I am thankful for pumpkins.  Omg pumpkin.  The sugar pumpkins are so late this year that this completely bypassed thanksgiving... but oh lordy am I going to stock up and make lots of pumpkin puree!!

Peace out!

Monday, October 1, 2012

Goal setting

According to someone famous, all the overachievers in our culture are goal setters.  I set goals, usually, but I'm not known to write them down. DW has been in a transition state, and very unsure of where she's going and has thus been reluctant to make goals. We made a goal together: have a baby.

That goal is something that isn't working. It's more of it 3 year goal now. DW has gone back to school in an effort to get something out of her massive amounts of student loans.

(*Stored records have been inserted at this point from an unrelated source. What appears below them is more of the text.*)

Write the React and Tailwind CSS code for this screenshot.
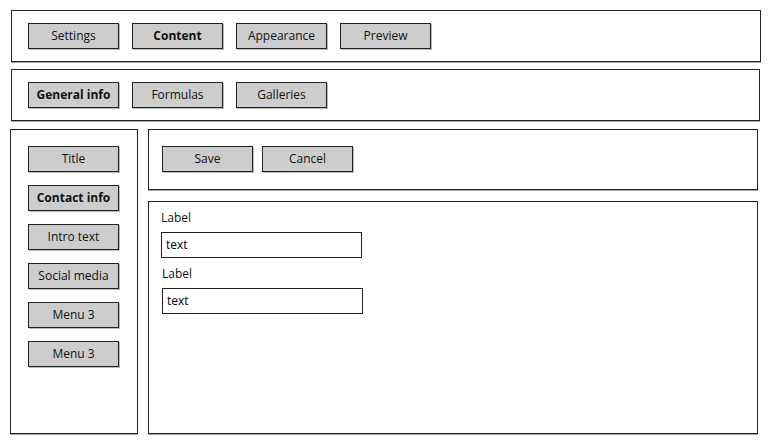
import React from 'react';

const Btn = ({ children, bold = false }) => (
    <div
        className={`w-[91px] h-[26px] flex items-center justify-center bg-[#cdcdcd] border border-[#222] text-[12px] text-[#111] shadow-[1px_1px_0_#bbb] ${bold ? 'font-bold' : ''}`}
    >
        {children}
    </div>
);

const Panel = ({ className = '', children }) => (
    <div className={`bg-white border border-[#222] shadow-[0_1px_0_#aaa] ${className}`}>{children}</div>
);

const Field = ({ label, className = '' }) => (
    <div className={className}>
        <div className="text-[12px] text-[#111] leading-[16px]">{label}</div>
        <div className="mt-[6px] w-[201px] h-[26px] border border-[#222] flex items-center px-[4px] text-[12px] text-black">
            text
        </div>
    </div>
);

export default function App() {
    return (
        <div className="w-[770px] h-[443px] bg-white pt-[10px] pl-[10px] font-['Open_Sans','DejaVu_Sans',sans-serif] overflow-hidden">
            {/* top tabs */}
            <Panel className="ml-[1px] w-[750px] h-[52px] flex items-center gap-[13px] pl-[16px]">
                <Btn>Settings</Btn>
                <Btn bold>Content</Btn>
                <Btn>Appearance</Btn>
                <Btn>Preview</Btn>
            </Panel>

            {/* sub tabs */}
            <Panel className="mt-[7px] ml-[1px] w-[749px] h-[52px] flex items-center gap-[13px] pl-[16px]">
                <Btn bold>General info</Btn>
                <Btn>Formulas</Btn>
                <Btn>Galleries</Btn>
            </Panel>

            <div className="mt-[8px] flex gap-[10px]">
                {/* sidebar */}
                <Panel className="w-[128px] h-[305px] pt-[16px] pl-[17px] flex flex-col gap-[13px]">
                    <Btn>Title</Btn>
                    <Btn bold>Contact info</Btn>
                    <Btn>Intro text</Btn>
                    <Btn>Social media</Btn>
                    <Btn>Menu 3</Btn>
                    <Btn>Menu 3</Btn>
                </Panel>

                <div className="flex flex-col gap-[11px]">
                    <Panel className="w-[610px] h-[61px] pt-[16px] pl-[13px] flex gap-[9px]">
                        <Btn>Save</Btn>
                        <Btn>Cancel</Btn>
                    </Panel>
                    <Panel className="w-[610px] h-[233px] pt-[8px] pl-[12px]">
                        <Field label="Label" />
                        <Field label="Label" className="mt-[8px] ml-[1px]" />
                    </Panel>
                </div>
            </div>
        </div>
    );
}
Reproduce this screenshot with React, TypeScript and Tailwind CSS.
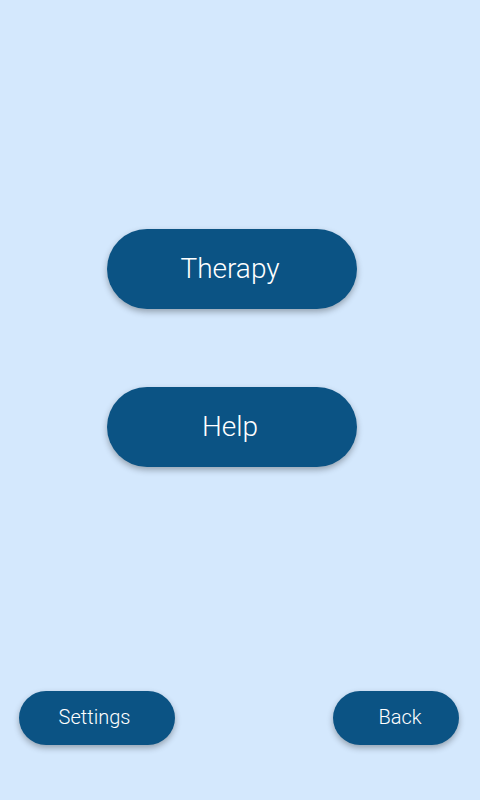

I have also started (back) watching "Till Debt Do Us Part", with the ever wonderful Gail, who herds migrant finances back into well contained pens.  She did a series about babies, 3 in particular involved fertility treatments. It kept coming up loud and clear: your debt should be paid off as much as humanely possible before your jump into fertility baby making. Now I understand why our baby has not yet materialized, it's waiting for its parents to get their act together.

We are not in terrible shape by any stretch of the imagination, however our high cost of living (thanks, Vancouver) means that we need to work extra hard to clear up any stray bits.  This is totally do able, and it's do able and worth doing for everyone. Paying off debt is not something to be done later, Gail repeatedly shows math that clearly demonstrates that not dealing with the issue now means you will spend double in interest.

So, our challenge now is to get our financial house in order (and no more procrastinating) and get DW healthy and well, and to get her through school, and also to save for baby.